Bedingt durch die anhaltende Diskussion über den Fortbestand der Straßenbahn in Mülheim wurde die Bestellung von 10 Fz. in eine Option umgewandelt. .

Die  42  neuen  Straßenbahnen  vom  Typ „Flexity“  für   basieren  auf  den  bisherigen M8D-Niederflurwagen  der  ersten  Generation.    Sie    werden    am    Bombardier-Standort in Bautzen gefertigt. Die elektrische  Ausrüstung  kommt  aus  dem  Werk Mannheim,  die  Drehgestelle  aus  Siegen. In den konstruktiven Vorgaben des Lastenhefts wurde besonderer Wert auf Dauerhaftigkeit Wirtschaftlichkeit  über  den  gesamten   Lebenszyklus   der   Bahnen gelegt.  70  % der  Niederflurtechnik  sowie  die  Drehgestelle  sind bewährte Komponenten.

Insbesondere wurde auch eine vollverschweißte Edelstahl - Ausführung des Wagenkastens bis zum Dach gefordert, Verklebungen sind nach Auffassung des Referenten zu wenig dauerhaft.
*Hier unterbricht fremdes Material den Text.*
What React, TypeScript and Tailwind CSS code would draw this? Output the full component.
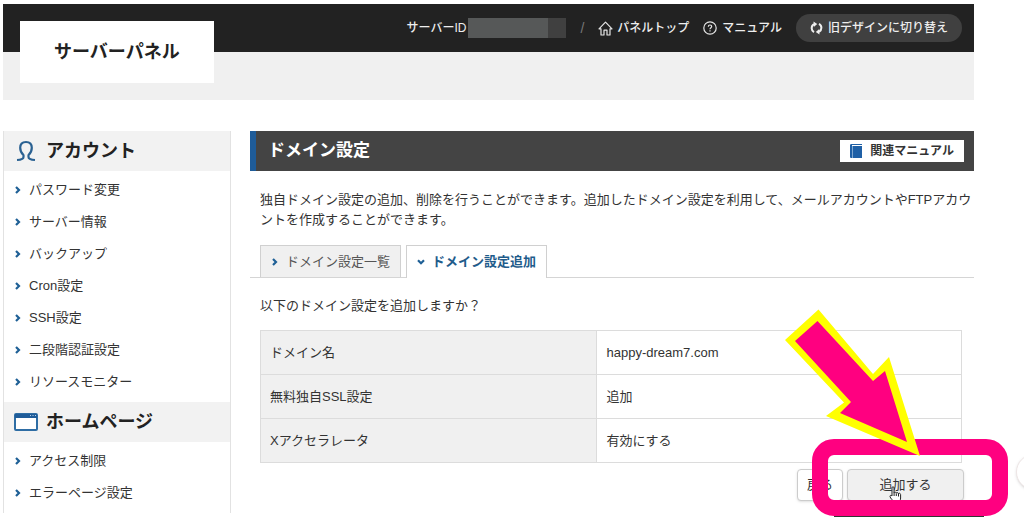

Durch die Vorgabe „schraubengleich“ sollen sich niedrige Standzeiten bei Reparaturen und Instandsetzungen sowie eine hohe Standardisierung in der Ersatzteilversorgung ergeben. Die neuen Fahrzeuge sind mit  knapp  30 Metern  zudem  knapp  zwei  Meter  länger und  mit  42  Tonnen  zur Verbesserung der Antriebsadhäsion auch  ca.  sechs  Tonnen  schwerer  als  die  vorhandenen  34 Bahnen  vom  Typ  M8D-NF  1, Aus  diesem Grund finden auch stärkere bzw. zusätzliche Bremsen und stärkere Achsen Verwendung. Die Brandlöschanlage konnte dank der Verwendung noch wirkungsvoller brandhemmender Materialien geringer dimensioniert werden. Im übrigen wurde das Lastenheft von dem Typ  M8D-NF  1d abgeleitet. Eine Vergabebeschwerde erfolgte nicht.

Die Technische   Aufsichtsbehörde   (TAB) bei der Bezirksregierung Düsseldorf  hat nach Abnahme des ersten Fahrzeuges die Typenzulassung erteilt, so dass die weiteren Fahrzeuge nach der BOStrab nur noch ein vereinfachtes Zulassungsverfahren zu absolvieren haben. Zwischenzeitlich musste jedoch der ursprünglich eingebaute Alu – Fußbodenbelag der ersten 10 Fahrzeuge durch einen solchen aus Edelstahl. ersetzt werden. Die restliche Serie erhält ebenfalls den neuen Fußboden. Die Zeitabstände der Lieferungen betragen 14 Tage, sollen aber auf 7 Tage verkürzt werden. Da die Mitarbeiter der EVAG in den Produktionsprozess intensiv eingebunden sind, können auch die Inbetriebnahmen zügig erfolgen.

Der erste Fahrgasteinsatz erfolgte mit der Fertigstellung der neuen Linienführung der  Li.109  über  den  Berthold-Beitz-Boulevard  und  die  Frohnhauser  Straße  am  20. Oktober 2014.

Die zu ersetzenden Alt – Fahrzeuge bleiben für eine Übergangszeit von 1 – 2 Jahren im Bestand und werden sodann sukzessive ausgemustert und als Ersatzteilspender verwendet. Die EVAG hat die Betriebshöfe um 3 zusätzliche Gleise erweitert um den zusätzlichen Stellplatzbedarf zu decken. Das derzeit noch übliche dauernde Abstellen von Fahrzeugen im Tunnel sorgt dagegen für eine beschleunigte Verrottung und soll aufgegeben werden.

Bei der anschließenden Werkstattbesichtigung erwähnte der Referent die Erwartung, dass die Stadtbahnwagen des Typs B ohne weiteres eine Lebensdauer von bis zu 50 Jahren erreichen könnten, so dass ein Zeitraum zum Austausch erst für die Jahre 2025 – 2030 angedacht werden müsste.